**Instructions for the task:** Go through the data and copy every line exactly, but not the images.

━━ Source data

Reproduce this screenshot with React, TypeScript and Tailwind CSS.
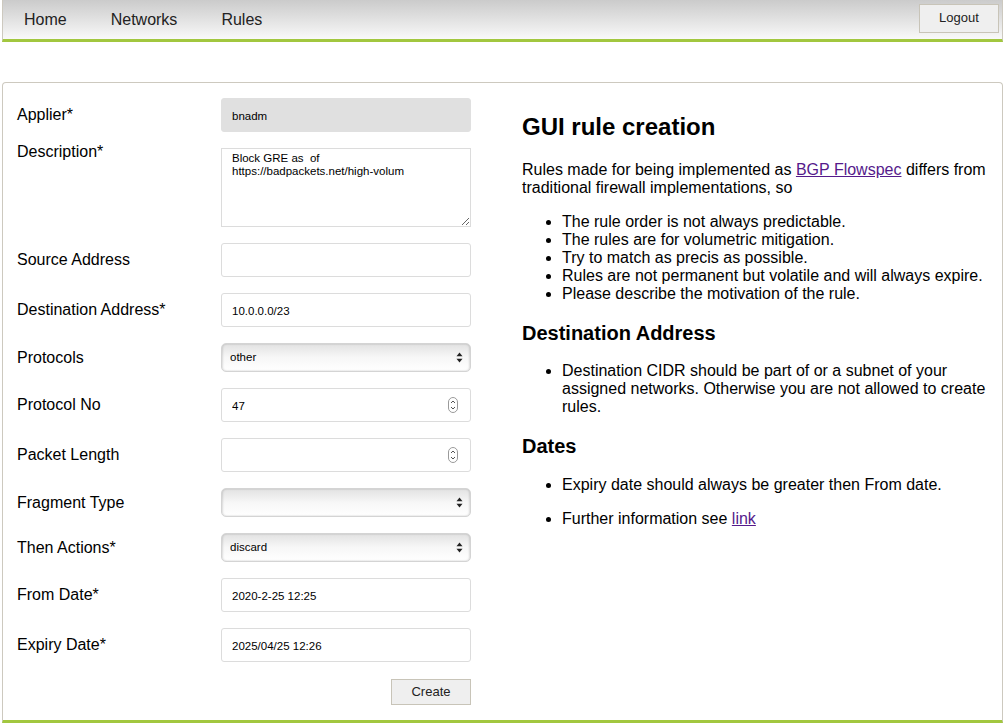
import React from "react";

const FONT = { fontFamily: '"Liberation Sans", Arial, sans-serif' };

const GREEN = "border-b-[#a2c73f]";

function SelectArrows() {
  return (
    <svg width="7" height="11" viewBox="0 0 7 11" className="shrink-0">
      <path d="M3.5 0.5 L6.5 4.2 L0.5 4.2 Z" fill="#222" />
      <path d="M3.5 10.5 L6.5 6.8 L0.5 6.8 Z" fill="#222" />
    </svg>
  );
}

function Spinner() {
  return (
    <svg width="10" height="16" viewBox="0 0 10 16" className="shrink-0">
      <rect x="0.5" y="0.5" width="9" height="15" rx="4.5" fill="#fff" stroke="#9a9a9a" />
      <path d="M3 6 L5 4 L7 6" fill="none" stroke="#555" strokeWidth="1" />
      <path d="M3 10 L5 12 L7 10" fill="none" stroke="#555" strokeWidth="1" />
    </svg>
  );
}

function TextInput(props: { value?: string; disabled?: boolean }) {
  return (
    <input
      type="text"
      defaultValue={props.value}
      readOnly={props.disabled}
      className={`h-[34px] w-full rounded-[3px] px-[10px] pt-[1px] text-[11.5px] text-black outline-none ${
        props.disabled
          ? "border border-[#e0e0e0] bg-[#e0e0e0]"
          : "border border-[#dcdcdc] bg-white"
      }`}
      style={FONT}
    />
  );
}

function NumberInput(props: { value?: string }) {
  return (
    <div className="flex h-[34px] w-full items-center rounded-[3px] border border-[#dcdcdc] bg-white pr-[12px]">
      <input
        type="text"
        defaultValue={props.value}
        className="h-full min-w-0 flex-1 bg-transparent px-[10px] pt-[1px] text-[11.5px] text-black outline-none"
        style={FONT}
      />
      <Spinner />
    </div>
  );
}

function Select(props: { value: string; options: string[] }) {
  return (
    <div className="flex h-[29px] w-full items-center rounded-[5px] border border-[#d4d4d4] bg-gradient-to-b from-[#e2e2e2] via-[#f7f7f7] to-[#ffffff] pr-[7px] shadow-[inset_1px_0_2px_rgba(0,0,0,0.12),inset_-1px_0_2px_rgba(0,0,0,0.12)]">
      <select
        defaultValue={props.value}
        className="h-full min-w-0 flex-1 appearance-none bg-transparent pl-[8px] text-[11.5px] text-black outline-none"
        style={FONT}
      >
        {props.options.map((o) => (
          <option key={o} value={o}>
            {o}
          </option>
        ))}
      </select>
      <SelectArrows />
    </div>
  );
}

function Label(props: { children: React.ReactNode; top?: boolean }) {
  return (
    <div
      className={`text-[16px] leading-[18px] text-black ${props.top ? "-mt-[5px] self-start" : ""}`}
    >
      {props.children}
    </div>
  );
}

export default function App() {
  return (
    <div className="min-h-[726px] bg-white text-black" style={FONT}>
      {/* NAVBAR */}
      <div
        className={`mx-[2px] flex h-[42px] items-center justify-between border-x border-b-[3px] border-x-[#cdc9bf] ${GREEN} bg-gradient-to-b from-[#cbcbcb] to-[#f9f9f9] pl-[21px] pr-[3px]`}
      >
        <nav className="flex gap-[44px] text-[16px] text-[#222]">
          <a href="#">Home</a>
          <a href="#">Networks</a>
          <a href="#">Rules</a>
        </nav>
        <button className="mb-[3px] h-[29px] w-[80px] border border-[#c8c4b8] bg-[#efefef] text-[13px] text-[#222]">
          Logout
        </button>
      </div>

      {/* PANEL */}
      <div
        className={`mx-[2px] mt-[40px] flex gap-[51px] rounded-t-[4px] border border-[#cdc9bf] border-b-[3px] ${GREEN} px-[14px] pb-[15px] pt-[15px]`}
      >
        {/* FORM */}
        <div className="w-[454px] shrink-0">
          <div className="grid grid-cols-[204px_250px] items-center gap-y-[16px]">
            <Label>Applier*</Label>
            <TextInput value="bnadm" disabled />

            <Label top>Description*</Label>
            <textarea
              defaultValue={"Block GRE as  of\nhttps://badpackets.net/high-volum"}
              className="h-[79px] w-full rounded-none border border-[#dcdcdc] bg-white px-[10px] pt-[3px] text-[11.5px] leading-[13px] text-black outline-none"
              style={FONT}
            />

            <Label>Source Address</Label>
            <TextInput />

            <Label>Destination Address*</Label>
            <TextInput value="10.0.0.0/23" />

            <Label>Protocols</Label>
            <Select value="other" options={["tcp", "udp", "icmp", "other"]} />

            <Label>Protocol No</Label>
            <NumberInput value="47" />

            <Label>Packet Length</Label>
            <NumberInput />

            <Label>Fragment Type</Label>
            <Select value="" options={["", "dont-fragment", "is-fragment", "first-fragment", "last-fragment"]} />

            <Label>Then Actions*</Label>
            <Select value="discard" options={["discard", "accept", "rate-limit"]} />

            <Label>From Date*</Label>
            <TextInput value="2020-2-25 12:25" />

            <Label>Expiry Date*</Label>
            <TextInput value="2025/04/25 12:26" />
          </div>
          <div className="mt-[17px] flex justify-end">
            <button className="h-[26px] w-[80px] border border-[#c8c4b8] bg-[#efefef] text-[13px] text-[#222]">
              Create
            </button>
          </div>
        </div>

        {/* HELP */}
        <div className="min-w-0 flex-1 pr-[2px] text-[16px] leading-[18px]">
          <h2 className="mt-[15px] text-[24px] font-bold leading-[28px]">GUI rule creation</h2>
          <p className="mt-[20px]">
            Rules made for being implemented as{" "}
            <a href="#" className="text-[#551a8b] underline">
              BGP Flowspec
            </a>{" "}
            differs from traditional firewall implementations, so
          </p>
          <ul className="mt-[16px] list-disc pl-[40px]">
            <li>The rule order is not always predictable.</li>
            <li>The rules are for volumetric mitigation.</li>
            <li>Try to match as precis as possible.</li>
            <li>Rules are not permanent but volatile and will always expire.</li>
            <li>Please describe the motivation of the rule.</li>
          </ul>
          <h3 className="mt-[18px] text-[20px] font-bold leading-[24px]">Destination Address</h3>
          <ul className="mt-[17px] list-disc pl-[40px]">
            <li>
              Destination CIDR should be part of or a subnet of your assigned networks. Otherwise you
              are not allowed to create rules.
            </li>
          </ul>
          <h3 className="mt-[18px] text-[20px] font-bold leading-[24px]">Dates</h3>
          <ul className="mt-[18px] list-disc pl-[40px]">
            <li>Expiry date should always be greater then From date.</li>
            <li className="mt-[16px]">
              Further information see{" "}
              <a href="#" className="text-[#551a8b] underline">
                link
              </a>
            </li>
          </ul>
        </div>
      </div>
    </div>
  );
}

━━━━

**The output:**
Reproduce this screenshot with React, TypeScript and Tailwind CSS.
import React from "react";

const FONT = { fontFamily: '"Liberation Sans", Arial, sans-serif' };

const GREEN = "border-b-[#a2c73f]";

function SelectArrows() {
  return (
    <svg width="7" height="11" viewBox="0 0 7 11" className="shrink-0">
      <path d="M3.5 0.5 L6.5 4.2 L0.5 4.2 Z" fill="#222" />
      <path d="M3.5 10.5 L6.5 6.8 L0.5 6.8 Z" fill="#222" />
    </svg>
  );
}

function Spinner() {
  return (
    <svg width="10" height="16" viewBox="0 0 10 16" className="shrink-0">
      <rect x="0.5" y="0.5" width="9" height="15" rx="4.5" fill="#fff" stroke="#9a9a9a" />
      <path d="M3 6 L5 4 L7 6" fill="none" stroke="#555" strokeWidth="1" />
      <path d="M3 10 L5 12 L7 10" fill="none" stroke="#555" strokeWidth="1" />
    </svg>
  );
}

function TextInput(props: { value?: string; disabled?: boolean }) {
  return (
    <input
      type="text"
      defaultValue={props.value}
      readOnly={props.disabled}
      className={`h-[34px] w-full rounded-[3px] px-[10px] pt-[1px] text-[11.5px] text-black outline-none ${
        props.disabled
          ? "border border-[#e0e0e0] bg-[#e0e0e0]"
          : "border border-[#dcdcdc] bg-white"
      }`}
      style={FONT}
    />
  );
}

function NumberInput(props: { value?: string }) {
  return (
    <div className="flex h-[34px] w-full items-center rounded-[3px] border border-[#dcdcdc] bg-white pr-[12px]">
      <input
        type="text"
        defaultValue={props.value}
        className="h-full min-w-0 flex-1 bg-transparent px-[10px] pt-[1px] text-[11.5px] text-black outline-none"
        style={FONT}
      />
      <Spinner />
    </div>
  );
}

function Select(props: { value: string; options: string[] }) {
  return (
    <div className="flex h-[29px] w-full items-center rounded-[5px] border border-[#d4d4d4] bg-gradient-to-b from-[#e2e2e2] via-[#f7f7f7] to-[#ffffff] pr-[7px] shadow-[inset_1px_0_2px_rgba(0,0,0,0.12),inset_-1px_0_2px_rgba(0,0,0,0.12)]">
      <select
        defaultValue={props.value}
        className="h-full min-w-0 flex-1 appearance-none bg-transparent pl-[8px] text-[11.5px] text-black outline-none"
        style={FONT}
      >
        {props.options.map((o) => (
          <option key={o} value={o}>
            {o}
          </option>
        ))}
      </select>
      <SelectArrows />
    </div>
  );
}

function Label(props: { children: React.ReactNode; top?: boolean }) {
  return (
    <div
      className={`text-[16px] leading-[18px] text-black ${props.top ? "-mt-[5px] self-start" : ""}`}
    >
      {props.children}
    </div>
  );
}

export default function App() {
  return (
    <div className="min-h-[726px] bg-white text-black" style={FONT}>
      {/* NAVBAR */}
      <div
        className={`mx-[2px] flex h-[42px] items-center justify-between border-x border-b-[3px] border-x-[#cdc9bf] ${GREEN} bg-gradient-to-b from-[#cbcbcb] to-[#f9f9f9] pl-[21px] pr-[3px]`}
      >
        <nav className="flex gap-[44px] text-[16px] text-[#222]">
          <a href="#">Home</a>
          <a href="#">Networks</a>
          <a href="#">Rules</a>
        </nav>
        <button className="mb-[3px] h-[29px] w-[80px] border border-[#c8c4b8] bg-[#efefef] text-[13px] text-[#222]">
          Logout
        </button>
      </div>

      {/* PANEL */}
      <div
        className={`mx-[2px] mt-[40px] flex gap-[51px] rounded-t-[4px] border border-[#cdc9bf] border-b-[3px] ${GREEN} px-[14px] pb-[15px] pt-[15px]`}
      >
        {/* FORM */}
        <div className="w-[454px] shrink-0">
          <div className="grid grid-cols-[204px_250px] items-center gap-y-[16px]">
            <Label>Applier*</Label>
            <TextInput value="bnadm" disabled />

            <Label top>Description*</Label>
            <textarea
              defaultValue={"Block GRE as  of\nhttps://badpackets.net/high-volum"}
              className="h-[79px] w-full rounded-none border border-[#dcdcdc] bg-white px-[10px] pt-[3px] text-[11.5px] leading-[13px] text-black outline-none"
              style={FONT}
            />

            <Label>Source Address</Label>
            <TextInput />

            <Label>Destination Address*</Label>
            <TextInput value="10.0.0.0/23" />

            <Label>Protocols</Label>
            <Select value="other" options={["tcp", "udp", "icmp", "other"]} />

            <Label>Protocol No</Label>
            <NumberInput value="47" />

            <Label>Packet Length</Label>
            <NumberInput />

            <Label>Fragment Type</Label>
            <Select value="" options={["", "dont-fragment", "is-fragment", "first-fragment", "last-fragment"]} />

            <Label>Then Actions*</Label>
            <Select value="discard" options={["discard", "accept", "rate-limit"]} />

            <Label>From Date*</Label>
            <TextInput value="2020-2-25 12:25" />

            <Label>Expiry Date*</Label>
            <TextInput value="2025/04/25 12:26" />
          </div>
          <div className="mt-[17px] flex justify-end">
            <button className="h-[26px] w-[80px] border border-[#c8c4b8] bg-[#efefef] text-[13px] text-[#222]">
              Create
            </button>
          </div>
        </div>

        {/* HELP */}
        <div className="min-w-0 flex-1 pr-[2px] text-[16px] leading-[18px]">
          <h2 className="mt-[15px] text-[24px] font-bold leading-[28px]">GUI rule creation</h2>
          <p className="mt-[20px]">
            Rules made for being implemented as{" "}
            <a href="#" className="text-[#551a8b] underline">
              BGP Flowspec
            </a>{" "}
            differs from traditional firewall implementations, so
          </p>
          <ul className="mt-[16px] list-disc pl-[40px]">
            <li>The rule order is not always predictable.</li>
            <li>The rules are for volumetric mitigation.</li>
            <li>Try to match as precis as possible.</li>
            <li>Rules are not permanent but volatile and will always expire.</li>
            <li>Please describe the motivation of the rule.</li>
          </ul>
          <h3 className="mt-[18px] text-[20px] font-bold leading-[24px]">Destination Address</h3>
          <ul className="mt-[17px] list-disc pl-[40px]">
            <li>
              Destination CIDR should be part of or a subnet of your assigned networks. Otherwise you
              are not allowed to create rules.
            </li>
          </ul>
          <h3 className="mt-[18px] text-[20px] font-bold leading-[24px]">Dates</h3>
          <ul className="mt-[18px] list-disc pl-[40px]">
            <li>Expiry date should always be greater then From date.</li>
            <li className="mt-[16px]">
              Further information see{" "}
              <a href="#" className="text-[#551a8b] underline">
                link
              </a>
            </li>
          </ul>
        </div>
      </div>
    </div>
  );
}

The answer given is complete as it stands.